Goal
Return only the number of lines holding the word "TypeScript".
[BEGIN]
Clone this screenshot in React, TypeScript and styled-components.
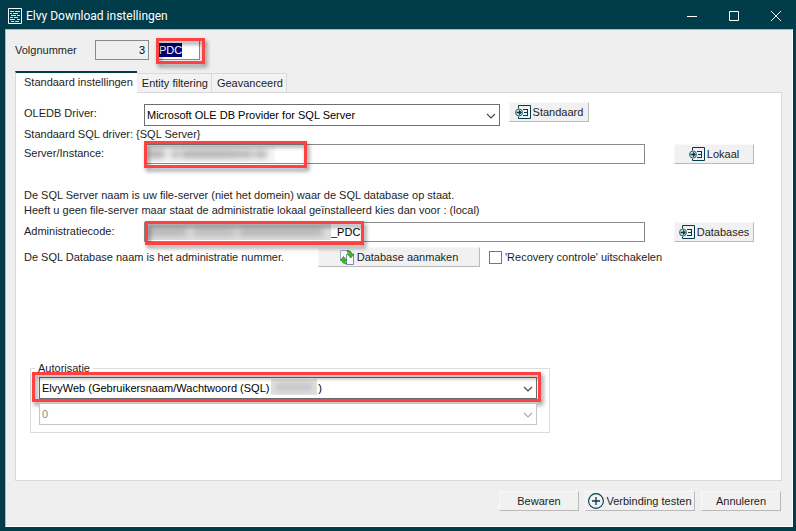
import React, { useId, useState } from "react";
import styled, { createGlobalStyle, css } from "styled-components";

const teal = "#003c4a";
const red = "#ff4142";

const GlobalStyle = createGlobalStyle`
  *, *::before, *::after { box-sizing: border-box; }
  html, body { margin: 0; background: ${teal}; }
  body, button, input, select { font: 11px/13px "Liberation Sans", Arial, sans-serif; color: #1e1e1e; }
`;

const Window = styled.div`
  display: flex;
  flex-direction: column;
  min-height: 100vh;
  padding: 0 3px 4px 5px;
  background: ${teal};
`;

const TitleBar = styled.header`
  display: flex;
  align-items: center;
  height: 29px;
  padding: 3px 9px 0 3px;
  color: #fff;
`;

const Title = styled.h1`
  flex: 1;
  margin: 0 0 0 4px;
  font: 400 12px/16px Roboto, sans-serif;
`;

const WindowButtons = styled.div`
  display: flex;
  gap: 26px;
`;

const WindowButton = styled.button`
  display: flex;
  padding: 0;
  border: 0;
  background: none;
  color: #fff;
`;

const Client = styled.main`
  display: flex;
  flex: 1;
  flex-direction: column;
  padding: 10px 10px 15px 9px;
  border: 1px solid #b4b4b4;
  border-right-color: #fff;
  border-bottom-color: #fff;
  background: #efefef;
`;

const Header = styled.div`
  display: flex;
  align-items: center;
  height: 20px;
`;

const HeaderLabel = styled.label`
  width: 80px;
`;

const TextInput = styled.input<{ $inset?: number }>`
  width: 100%;
  height: 20px;
  padding: 0 3px 0 ${(p) => p.$inset ?? 1}px;
  border: 1px solid #898989;
  border-radius: 0;
  outline: 0;
  background: #fff;
  color: #000;
`;

const NumberInput = styled(TextInput)`
  width: 54px;
  background: #efefef;
  text-align: right;
`;

const NameInput = styled(TextInput)`
  padding: 0 0 0 1px;
  &::selection { background: #00006e; color: #fff; }
`;

const NameField = styled.div`
  position: relative;
  width: 43px;
  margin-left: 8px;
`;

const SelectedText = styled.span`
  position: absolute;
  top: 3px;
  left: 2px;
  height: 14px;
  background: #000070;
  color: #fff;
  line-height: 14px;
  pointer-events: none;
`;

const Marker = styled.span<{ $width?: number }>`
  position: absolute;
  top: -3px;
  bottom: -4px;
  left: 0;
  ${(p) => (p.$width ? css`width: ${p.$width}px;` : css`right: -4px;`)}
  border: 3px solid ${red};
  filter: drop-shadow(2px 3px 2px rgba(0, 0, 0, 0.45));
  pointer-events: none;
`;

const NameMarker = styled(Marker)`
  top: -2px;
  left: -1px;
  right: -5px;
`;

const CodeMarker = styled(Marker)`
  top: -1px;
  bottom: -3px;
  left: 1px;
`;

const AuthMarker = styled(Marker)`
  top: -5px;
  left: -7px;
  bottom: -3px;
`;

const Tabs = styled.div`
  display: flex;
  align-items: flex-end;
  margin-top: 11px;
`;

const Tab = styled.button<{ $active?: boolean }>`
  height: 19px;
  padding: 0 3px 0 5px;
  border: 1px solid #d9d9d9;
  border-width: 1px 1px 0 0;
  background: #f2f2f2;
  white-space: nowrap;
  ${(p) =>
    p.$active &&
    css`
      z-index: 1;
      height: 22px;
      margin-bottom: -1px;
      padding: 0 4px 1px 8px;
      border-width: 2px 0 0 1px;
      border-color: ${teal} #d9d9d9 #d9d9d9;
      background: #fff;
    `}
`;

const Panel = styled.section`
  flex: 1;
  padding: 11px 27px 10px 8px;
  border: 1px solid #d9d9d9;
  background: #fff;
`;

const Row = styled.div`
  display: flex;
  align-items: flex-start;
  min-height: 22px;
`;

const FieldLabel = styled.label`
  flex: 0 0 120px;
  padding-top: 3px;
`;

const Field = styled.div<{ $basis?: number }>`
  position: relative;
  flex: ${(p) => (p.$basis ? `0 1 ${p.$basis}px` : "1")};
  min-width: 0;
`;

const ServerRow = styled(Row)`
  margin-top: 2px;
`;

const CodeRow = styled(Row)`
  margin-top: 4px;
`;

const DatabaseRow = styled(Row)`
  align-items: center;
  margin-top: 2px;
`;

const Note = styled.p`
  margin: 0;
  line-height: 15px;
`;

const DriverNote = styled(Note)`
  margin-top: 1px;
`;

const Hint = styled(Note)`
  margin-top: 22px;
`;

const Action = styled.button<{ $width?: number }>`
  display: flex;
  flex: 0 0 ${(p) => p.$width ?? 80}px;
  align-items: center;
  justify-content: center;
  gap: 2px;
  height: 20px;
  padding: 0;
  border: 1px solid #f8f8f8;
  border-right-color: #b9b9b9;
  border-bottom-color: #b9b9b9;
  background: #f1f1f1;
  white-space: nowrap;
`;

const SideAction = styled(Action)`
  margin-left: 29px;
`;

const DriverAction = styled(Action)`
  margin: -2px 0 0 9px;
`;

const DatabaseText = styled.p`
  flex: 0 0 294px;
  margin: 0;
`;

const CheckLabel = styled.label`
  display: flex;
  align-items: center;
  gap: 3px;
  margin-left: 9px;
`;

const CheckBox = styled.input`
  appearance: none;
  width: 13px;
  height: 13px;
  margin: 0;
  border: 1px solid #777;
  background: #fff;
  &:checked { box-shadow: inset 0 0 0 3px #fff; background: ${teal}; }
`;

const Dropdown = styled.select`
  appearance: none;
  display: block;
  width: 100%;
  height: 22px;
  padding: 0 20px 0 2px;
  border: 1px solid #6e6e6e;
  border-radius: 0;
  outline: 0;
  background: #fff;
  color: #000;
  &:disabled { border-color: #c6c6c6; color: #8c8c8c; opacity: 1; }
`;

const ArrowSvg = styled.svg`
  position: absolute;
  top: 9px;
  right: 4px;
  pointer-events: none;
`;

const Group = styled.fieldset`
  width: 520px;
  max-width: 100%;
  margin: 94px 0 0 6px;
  padding: 2px 12px 7px 8px;
  border: 1px solid #dcdcdc;
`;

const Legend = styled.legend`
  margin-left: -4px;
  padding: 0 3px;
`;

const SecondField = styled(Field)`
  margin-top: 4px;
`;

const RedactionSvg = styled.svg<{ $left: number }>`
  position: absolute;
  top: 2px;
  left: ${(p) => p.$left}px;
  pointer-events: none;
`;

const Footer = styled.footer`
  display: flex;
  justify-content: flex-end;
  gap: 6px;
  margin-top: 10px;
  padding-right: 1px;
`;

function AppIcon() {
  return (
    <svg width="14" height="17" viewBox="0 0 14 17" fill="none" stroke="#fff" aria-hidden="true">
      <path d="M.5.5h13v15H.5z" />
      <path d="M2 3.5h4M7 3.5h5M2 5.5h2M5 5.5h5M3 7.5h5M9 7.5h3M2 9.5h3M6 9.5h4M2 11.5h5M9 11.5h3M3 13.5h3M7 13.5h4" opacity=".85" />
    </svg>
  );
}

function PickIcon() {
  return (
    <svg width="16" height="15" viewBox="0 0 16 15" fill="none" stroke={teal} aria-hidden="true">
      <path d="M3.5 3.5v-3h12v13h-12v-2" />
      <path d="M8 4.5h5M9 7.5h4M8 10.5h5M12.5 4v7" />
      <circle cx="4" cy="7.5" r="3.5" fill="#dce6e8" stroke="#315f69" />
      <path d="M1.5 7.5H6M4 5.5l2 2-2 2" strokeWidth="1.3" />
    </svg>
  );
}

function RefreshIcon() {
  return (
    <svg width="15" height="15" viewBox="0 0 15 15" aria-hidden="true">
      <path d="M.5.5h7v10h-7z" fill="#f7f9fd" stroke="#a3aec2" />
      <path d="M6.5 4.5h7v10h-7z" fill="#f7f9fd" stroke="#7f8eab" />
      <path d="M7 .7c2.600-.6 4.600.8 4.700 3.300H14l-3.200 4L7.500 4h1.900C9.400 2.600 8.600 1.600 7 1.500z" fill="#43b52f" stroke="#19751a" strokeWidth=".6" />
      <path d="M6.500 13.800C3.800 14 2.300 12.800 2.200 10.500H.3L3.500 6.500l3.200 4H4.800c.1 1.300.7 2 1.700 2.300z" fill="#43b52f" stroke="#19751a" strokeWidth=".6" />
    </svg>
  );
}

function PlusIcon() {
  return (
    <svg width="16" height="16" viewBox="0 0 16 16" fill="none" stroke={teal} aria-hidden="true">
      <circle cx="8" cy="8" r="7.4" strokeWidth="1.1" />
      <path d="M4 8h8M8 4v8" strokeWidth="1.3" />
    </svg>
  );
}

function Arrow({ muted }: { muted?: boolean }) {
  return (
    <ArrowSvg width="10" height="6" viewBox="0 0 10 6" fill="none" stroke={muted ? "#ababab" : "#4a4a4a"} aria-hidden="true">
      <path d="M1 1l4 4 4-4" strokeWidth="1.2" />
    </ArrowSvg>
  );
}

type Smudge = [x: number, width: number, opacity: number];

function Redaction({ left, width, shade, marks }: { left: number; width: number; shade: string; marks: Smudge[] }) {
  const id = useId();
  return (
    <RedactionSvg $left={left} width={width} height="16" aria-hidden="true">
      <defs>
        <filter id={id} x="-20%" y="-100%" width="140%" height="300%">
          <feGaussianBlur stdDeviation="3" />
        </filter>
      </defs>
      <rect width={width} height="16" fill={shade} />
      <g filter={`url(#${id})`}>
        {marks.map(([x, w, opacity]) => (
          <rect key={x} x={x} y="4" width={w} height="8" fill="#666" opacity={opacity} />
        ))}
      </g>
    </RedactionSvg>
  );
}

export default function App() {
  const [name, setName] = useState("PDC");
  const [server, setServer] = useState("");
  const [code, setCode] = useState("_PDC");

  return (
    <>
      <GlobalStyle />
      <Window>
        <TitleBar>
          <AppIcon />
          <Title>Elvy Download instellingen</Title>
          <WindowButtons>
            <WindowButton aria-label="Minimaliseren">
              <svg width="16" height="12" fill="none" stroke="currentColor"><path d="M3 6.5h10" /></svg>
            </WindowButton>
            <WindowButton aria-label="Maximaliseren">
              <svg width="16" height="12" fill="none" stroke="currentColor"><path d="M3.500 1.500h9v9h-9z" /></svg>
            </WindowButton>
            <WindowButton aria-label="Sluiten">
              <svg width="16" height="12" fill="none" stroke="currentColor"><path d="M3 1l10 10M13 1L3 11" /></svg>
            </WindowButton>
          </WindowButtons>
        </TitleBar>

        <Client>
          <Header>
            <HeaderLabel htmlFor="number">Volgnummer</HeaderLabel>
            <NumberInput id="number" value="3" readOnly />
            <NameField>
              <NameInput aria-label="Naam" value={name} onChange={(e) => setName(e.target.value)} />
              {name === "PDC" && <SelectedText aria-hidden="true">PDC</SelectedText>}
              <NameMarker />
            </NameField>
          </Header>

          <Tabs role="tablist">
            <Tab role="tab" aria-selected="true" $active>Standaard instellingen</Tab>
            <Tab role="tab" aria-selected="false">Entity filtering</Tab>
            <Tab role="tab" aria-selected="false">Geavanceerd</Tab>
          </Tabs>

          <Panel role="tabpanel">
            <Row>
              <FieldLabel htmlFor="driver">OLEDB Driver:</FieldLabel>
              <Field $basis={356}>
                <Dropdown id="driver">
                  <option>Microsoft OLE DB Provider for SQL Server</option>
                </Dropdown>
                <Arrow />
              </Field>
              <DriverAction><PickIcon />Standaard</DriverAction>
            </Row>
            <DriverNote>Standaard SQL driver: {"{SQL Server}"}</DriverNote>

            <ServerRow>
              <FieldLabel htmlFor="server">Server/Instance:</FieldLabel>
              <Field>
                <TextInput id="server" value={server} onChange={(e) => setServer(e.target.value)} />
                <Redaction left={3} width={128} shade="#f6f6f6" marks={[[0, 18, 0.5], [24, 8, 0.45], [34, 54, 0.5], [88, 18, 0.45], [108, 12, 0.45]]} />
                <Marker $width={163} />
              </Field>
              <SideAction><PickIcon />Lokaal</SideAction>
            </ServerRow>

            <Hint>De SQL Server naam is uw file-server (niet het domein) waar de SQL database op staat.</Hint>
            <Note>Heeft u geen file-server maar staat de administratie lokaal geïnstalleerd kies dan voor : (local)</Note>

            <CodeRow>
              <FieldLabel htmlFor="code">Administratiecode:</FieldLabel>
              <Field>
                <TextInput id="code" $inset={186} value={code} onChange={(e) => setCode(e.target.value)} />
                <Redaction left={3} width={184} shade="#dedede" marks={[[0, 40, 0.35], [46, 42, 0.3], [92, 84, 0.35]]} />
                <CodeMarker $width={219} />
              </Field>
              <SideAction><PickIcon />Databases</SideAction>
            </CodeRow>

            <DatabaseRow>
              <DatabaseText>De SQL Database naam is het administratie nummer.</DatabaseText>
              <Action $width={162}><RefreshIcon />Database aanmaken</Action>
              <CheckLabel><CheckBox type="checkbox" />'Recovery controle' uitschakelen</CheckLabel>
            </DatabaseRow>

            <Group>
              <Legend>Autorisatie</Legend>
              <Field>
                <Dropdown aria-label="Autorisatie">
                  <option>{"ElvyWeb (Gebruikersnaam/Wachtwoord (SQL)" + "\u00a0".repeat(16) + ")"}</option>
                </Dropdown>
                <Arrow />
                <Redaction left={232} width={46} shade="#e2e2e2" marks={[[4, 38, 0.25]]} />
                <AuthMarker />
              </Field>
              <SecondField>
                <Dropdown aria-label="Autorisatienummer" disabled>
                  <option>0</option>
                </Dropdown>
                <Arrow muted />
              </SecondField>
            </Group>
          </Panel>

          <Footer>
            <Action>Bewaren</Action>
            <Action $width={110}><PlusIcon />Verbinding testen</Action>
            <Action>Annuleren</Action>
          </Footer>
        </Client>
      </Window>
    </>
  );
}
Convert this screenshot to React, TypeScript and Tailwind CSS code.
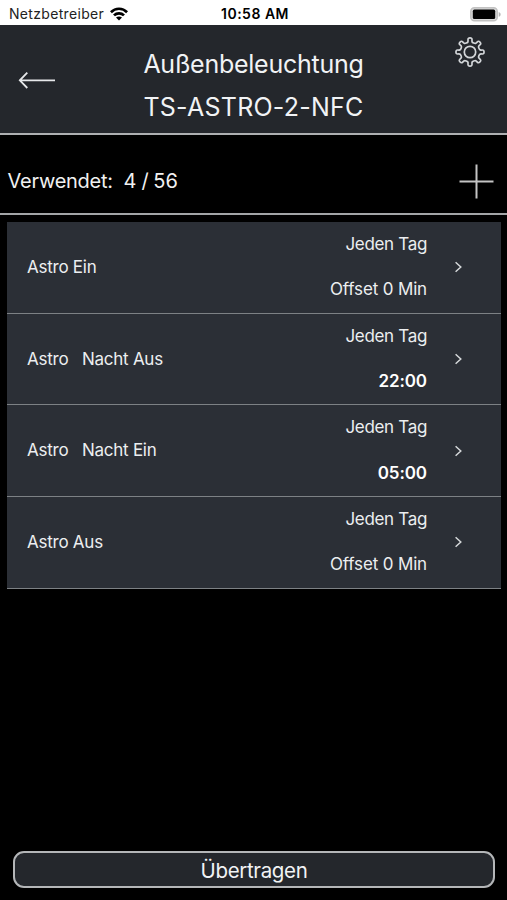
import React from "react";

interface SwitchTime {
  label: string;
  days: string;
  value: string;
  bold?: boolean;
}

const switchTimes: SwitchTime[] = [
  { label: "Astro Ein", days: "Jeden Tag", value: "Offset 0 Min" },
  { label: "Astro   Nacht Aus", days: "Jeden Tag", value: "22:00", bold: true },
  { label: "Astro   Nacht Ein", days: "Jeden Tag", value: "05:00", bold: true },
  { label: "Astro Aus", days: "Jeden Tag", value: "Offset 0 Min" },
];

// Eight-toothed outline, corners softened by curving through edge midpoints
function gearPath() {
  const points: number[][] = [];
  const profile = [
    [-13.5, 9.8],
    [-10, 10.9],
    [-8.6, 14.2],
    [8.6, 14.2],
    [10, 10.9],
    [13.5, 9.8],
  ];
  for (let i = 0; i < 8; i++) {
    for (const [angle, radius] of profile) {
      const a = ((i * 45 + angle - 90) * Math.PI) / 180;
      points.push([radius * Math.cos(a), radius * Math.sin(a)]);
    }
  }
  const mid = (p: number[], q: number[]) =>
    `${((p[0] + q[0]) / 2).toFixed(2)} ${((p[1] + q[1]) / 2).toFixed(2)}`;
  let d = `M${mid(points[points.length - 1], points[0])}`;
  points.forEach((p, i) => {
    d += `Q${p[0].toFixed(2)} ${p[1].toFixed(2)} ${mid(p, points[(i + 1) % points.length])}`;
  });
  return d + "Z";
}

function GearIcon() {
  return (
    <svg width="32" height="32" viewBox="-16 -16 32 32" fill="none" stroke="#d3d6d9" strokeWidth="1.7">
      <path d={gearPath()} />
      <circle r="5.7" />
    </svg>
  );
}

function WifiIcon() {
  return (
    <svg width="18" height="14" viewBox="0 0 18 14" fill="none" stroke="#000" strokeWidth="2.7">
      <path d="M.9 5.2C5.4.6 12.6.6 17.1 5.2" />
      <path d="M4 8.4C6.8 5.6 11.2 5.6 14 8.4" />
      <path d="M9 13.6 6 10.6C7.7 9 10.3 9 12 10.6Z" fill="#000" stroke="none" />
    </svg>
  );
}

function BatteryIcon() {
  return (
    <svg width="31" height="15" viewBox="0 0 31 15">
      <rect x=".8" y=".8" width="26.4" height="13" rx="3.6" fill="#d8d8d8" stroke="#c2c2c2" strokeWidth="1.6" />
      <rect x="2.8" y="2.6" width="22.4" height="9.4" rx="1.6" fill="#000" />
      <path d="M28.7 5v4.8c1.2-.4 1.9-1.3 1.9-2.4s-.7-2-1.9-2.4Z" fill="#b5b5b5" />
    </svg>
  );
}

function StatusBar() {
  return (
    <div className="grid h-[25px] grid-cols-3 items-center bg-white pt-[3px] pr-[6px] pl-[9px] text-black">
      <div className="flex items-center gap-[6px]">
        <span className="text-[14px] leading-none tracking-[0.32px] text-[#222]">Netzbetreiber</span>
        <WifiIcon />
      </div>
      <span className="text-center text-[14px] leading-none font-semibold tracking-[0.5px]">10:58 AM</span>
      <div className="flex justify-end">
        <BatteryIcon />
      </div>
    </div>
  );
}

function Header() {
  return (
    <header className="flex h-[110px] justify-between border-b-2 border-[#aeb0b2] bg-[#24272c]">
      <button className="flex w-[72px] items-center pt-px pl-[18px]">
        <svg width="38" height="18" viewBox="0 0 38 18" fill="none" stroke="#e6e8ea" strokeWidth="1.8">
          <path d="M37 9.3H1.8M9.3 1.6 1.8 9.3l7.5 7.7" />
        </svg>
      </button>
      <h1 className="pt-[18px] text-center text-[25px] leading-[43px] text-[#f1f3f5]">
        <span className="block tracking-[-0.25px]">Außenbeleuchtung</span>
        <span className="block tracking-[0.25px]">TS-ASTRO-2-NFC</span>
      </h1>
      <button className="flex w-[72px] items-start justify-end pt-[11px] pr-[21px]">
        <GearIcon />
      </button>
    </header>
  );
}

function Row({ label, days, value, bold }: SwitchTime) {
  return (
    <li className="flex h-[91.7px] items-center border-b border-[#7d8185] bg-[#2b2f36] pr-[38px] pl-5 text-[17px] text-[#eceef0]">
      <span className="flex-1 pt-px tracking-[-0.25px] whitespace-pre">{label}</span>
      <div className="flex flex-col items-end leading-[45.5px]">
        <span className="tracking-[-0.33px]">{days}</span>
        <span className={bold ? "font-semibold tracking-[-0.1px] text-white" : "tracking-[-0.15px]"}>{value}</span>
      </div>
      <svg className="ml-[27px]" width="9" height="12" viewBox="0 0 9 12" fill="none" stroke="#d5d8da" strokeWidth="1.5">
        <path d="M1.6 1.2 6.8 6 1.6 10.8" />
      </svg>
    </li>
  );
}

export default function App() {
  return (
    <div className="flex h-[900px] w-[507px] flex-col bg-black font-['Inter','Liberation_Sans',sans-serif]">
      <StatusBar />
      <Header />
      <div className="flex h-[80px] items-center justify-between border-b-2 border-[#a3a5a7] pt-[14px] pr-[13px] pl-[7.5px]">
        <p className="text-[20px] tracking-[-0.25px] whitespace-pre text-[#f1f1f1]">
          Verwendet:  4<span className="tracking-[-0.5px]"> / </span>
          <span className="tracking-normal">56</span>
        </p>
        <svg width="35" height="35" viewBox="0 0 35 35" stroke="#c4c4c4" strokeWidth="2">
          <path d="M17.5.5v34M.5 17.5h34" />
        </svg>
      </div>
      <ul className="mx-[7px] mt-[7px] mr-[6px]">
        {switchTimes.map((item) => (
          <Row key={item.label} {...item} />
        ))}
      </ul>
      <button className="mx-[13px] mt-auto mr-3 mb-3 h-[37px] rounded-[11px] border-2 border-[#b4b6b8] bg-[#24272c] pt-[3px] text-[20.5px] leading-none tracking-[-0.35px] text-[#f1f3f5]">
        Übertragen
      </button>
    </div>
  );
}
[END]
Output of the task
2